Cake as An Occasion
Yesterday, I occasioned upon a “headline”, of sorts, one of those bellowing-block-letter captions at the top of the web-template that has become oppressively ubiquitous online. That thing has got to go. And it’s only about a year into its dull, dreary life.
You’ve seen it, the boring Brady-Bunch Format of the online state-the-obvious fume-fests that will hopefully soon transition to Full Subscription. I wonder if the truly mind-numbing rant takes place Behind the Paywall. My non-inquiring mind does not want to know.
Perhaps the TRULY MOMENTOUS Outrage is tucked away under Premium, or Patriot, or VIP, or Club Member Only, or any of a number of categories into which I categorically refuse to fit. I feel better all the time about being an Outsider!!
This one News-pinion, however, struck me — well, no, it did not strike me. Because then the words would have had a force of some kind, which they did not — except to yawningly stun me, yet again, once more, in lather, rinse, repeat fashion — about:
The Stupidity of the Keyboarder.
Maybe stupidity sells.
The pen-named person, I’ll call her Fanny, was horrified over the fact that THE WOMEN”S MAGAZINES have gone WOKE!
Aloud, I thought: “Well, dearie, where have you been????”
Oh, that’s right.
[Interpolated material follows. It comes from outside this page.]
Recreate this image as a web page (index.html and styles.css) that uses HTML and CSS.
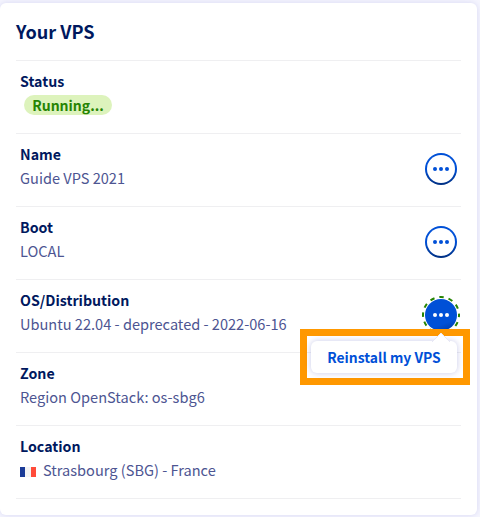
FILE: index.html
```html
<!DOCTYPE html>
<html lang="en">
<head>
<meta charset="utf-8">
<title>Your VPS</title>
<link rel="stylesheet" href="styles.css">
</head>
<body>
<section class="card">
  <h2 class="title">Your VPS</h2>
  <dl class="list">
    <div class="row"><div class="text"><dt>Status</dt><dd><span class="badge">Running...</span></dd></div></div>
    <div class="row"><div class="text"><dt>Name</dt><dd>Guide VPS 2021</dd></div>
      <button class="action" aria-label="Name actions"><i></i><i></i><i></i></button></div>
    <div class="row"><div class="text"><dt>Boot</dt><dd>LOCAL</dd></div>
      <button class="action" aria-label="Boot actions"><i></i><i></i><i></i></button></div>
    <div class="row"><div class="text"><dt>OS/Distribution</dt><dd>Ubuntu 22.04 - deprecated - 2022-06-16</dd></div>
      <button class="action active" aria-label="OS actions"><svg class="focus" viewBox="0 0 38 38"><circle cx="19" cy="19" r="18"/></svg><i></i><i></i><i></i></button>
      <div class="highlight"><div class="menu"><svg class="arrow" viewBox="0 0 18 9"><path d="M0 9 9 0l9 9"/></svg><span>Reinstall my VPS</span></div></div></div>
    <div class="row"><div class="text"><dt>Zone</dt><dd>Region OpenStack: os-sbg6</dd></div></div>
    <div class="row"><div class="text"><dt>Location</dt><dd class="place"><span class="flag"></span>Strasbourg (SBG) - France</dd></div></div>
  </dl>
</section>
</body>
</html>
```
FILE: styles.css
```css
* { box-sizing: border-box; }
body {
  margin: 0;
  padding: 3px 3px 2px 0;
  height: 517px;
  overflow: hidden;
  background: #f5f5fe;
  font: 14.2px/24px "Noto Sans CJK SC", "Open Sans", sans-serif;
  color: #4d5592;
}
.card {
  height: 512px;
  padding: 0 16px;
  background: #fff;
  border-radius: 6px;
  box-shadow: 0 0 6px rgba(0, 14, 156, .12);
}
.title {
  margin: 0;
  height: 58px;
  border-bottom: 1px solid #efeff1;
  color: #00185e;
  font-size: 18.1px;
  line-height: 56px;
  font-weight: 700;
}
.list { margin: 0; }
.row {
  position: relative;
  display: flex;
  align-items: flex-start;
  justify-content: space-between;
  height: 73px;
  padding: 8px 4px 0;
  border-bottom: 1px solid #efeff1;
}
.text { white-space: nowrap; }
dt { color: #00185e; font-weight: 700; }
dd { margin: 0; font-size: 14.58px; }
.badge {
  display: block;
  width: 88px;
  height: 20px;
  margin: 2px 0 2px 4px;
  border-radius: 10px;
  background: #ddf3bc;
  color: #268403;
  font-size: 14px;
  font-weight: 700;
  line-height: 20px;
  text-align: center;
}
.action {
  position: relative;
  display: flex;
  align-items: center;
  justify-content: center;
  gap: 2px;
  width: 32px;
  height: 32px;
  margin-top: 11px;
  padding: 0;
  border: 2px solid transparent;
  border-radius: 50%;
  background: linear-gradient(#fff, #fff) padding-box, linear-gradient(#0050d7 50%, #002f80) border-box;
}
.action i { width: 4px; height: 4px; border-radius: 50%; background: #0050d7; }
.active { background: linear-gradient(160deg, #0050d7 72%, #00369a) border-box; }
.active i { background: #fff; }
.focus { position: absolute; top: -5px; left: -5px; width: 38px; height: 38px; }
.focus circle { fill: none; stroke: #268403; stroke-width: 2; stroke-dasharray: 4.5 4.925; stroke-dashoffset: 2.25; }
.highlight {
  position: absolute;
  z-index: 2;
  top: 49px;
  left: 284px;
  width: 170px;
  height: 56px;
  padding: 5px 6px;
  border: 7px solid #ff9800;
}
.menu {
  position: relative;
  width: 146px;
  height: 32px;
  margin: 0 -2px 0 -2px;
  border-radius: 6px;
  background: #fff;
  box-shadow: 0 0 6px rgba(0, 14, 156, .22);
  color: #0050d7;
  font-size: 13.9px;
  font-weight: 700;
  line-height: 32px;
  text-align: center;
  white-space: nowrap;
}
.arrow { position: absolute; top: -8px; left: 121px; width: 18px; height: 9px; }
.arrow path { fill: #fff; stroke: #e8e8f4; stroke-width: 1; }
.place { display: flex; align-items: center; }
.flag {
  width: 16px;
  height: 10px;
  margin: 3px 7px 0 0;
  background: linear-gradient(90deg, #1b3b97 33%, #f4f4f4 33% 66%, #ff4b3a 66%);
}
```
She wasn’t born yet.
By the late-1980s, the Women’s Magazines had begun to stop pitching recipes, diets, home-care tips and decorating delights, even a short story or two; and they started slavishly slanting e-v-e-r-y s-i-n-g-l-e thing toward the Career Boomer Women. Those emancipated beasts of burden did not stay home and bake cookies, or stay home and raise their urchins, or stay home!
I steered clear of the vicious wake of the destructive Boomers. I was staying home, and baking cookies, and cooking dinner, and raising my progeny, and washing clothes, and ironing them, including Hubby’s shirts for work. I was reading novels, and gardening, and working out, outside of cleaning the house, and rounding up The Runaway Beagle, and fending off slovenly neighbors from my fence line.
Simply because I had so much extra time on my hands, I was encouraged to also write articles for the Women’s Magazines. This cheering section consisted of exactly one person, a colleague in my former workplace who unflinchingly believed that I, with my succinct but sometimes poetically-put opinions, could definitely speak to those working-women about how poor their choices in life were becoming.
This colleague was a liberal libertarian, or, more likely, a libertarian liberal. Her unnaturally controlling behaviors always ran counter to her egalitarian instincts. She’d been all for the equal rights movement, until she began to detect those rights did not emphasize, or even expect, personal accountability. Duty was ditched for indulgence by the hedonistic harpies; this development (which I saw as having always been the main driver of those hypocrites) frightened my feminist friend. She stated, with a marked level of apprehension, that the pendulum in America — by the late 1980s! — was swinging wayyyy too far in the wrong direction. The pendulum had swung too far to the left, and something had to be done before the country started to tear itself apart.
The “social unrest” that had exploded during the ‘60s and ’70s would soon descend into lawlessness, and violence — because of the sneakily devised and implemented laws and policies foisted on America by selfish reckless women who sought power only for themselves. The social fabric was being shredded by the very people, the women, who ought to be maintaining it, and mending it.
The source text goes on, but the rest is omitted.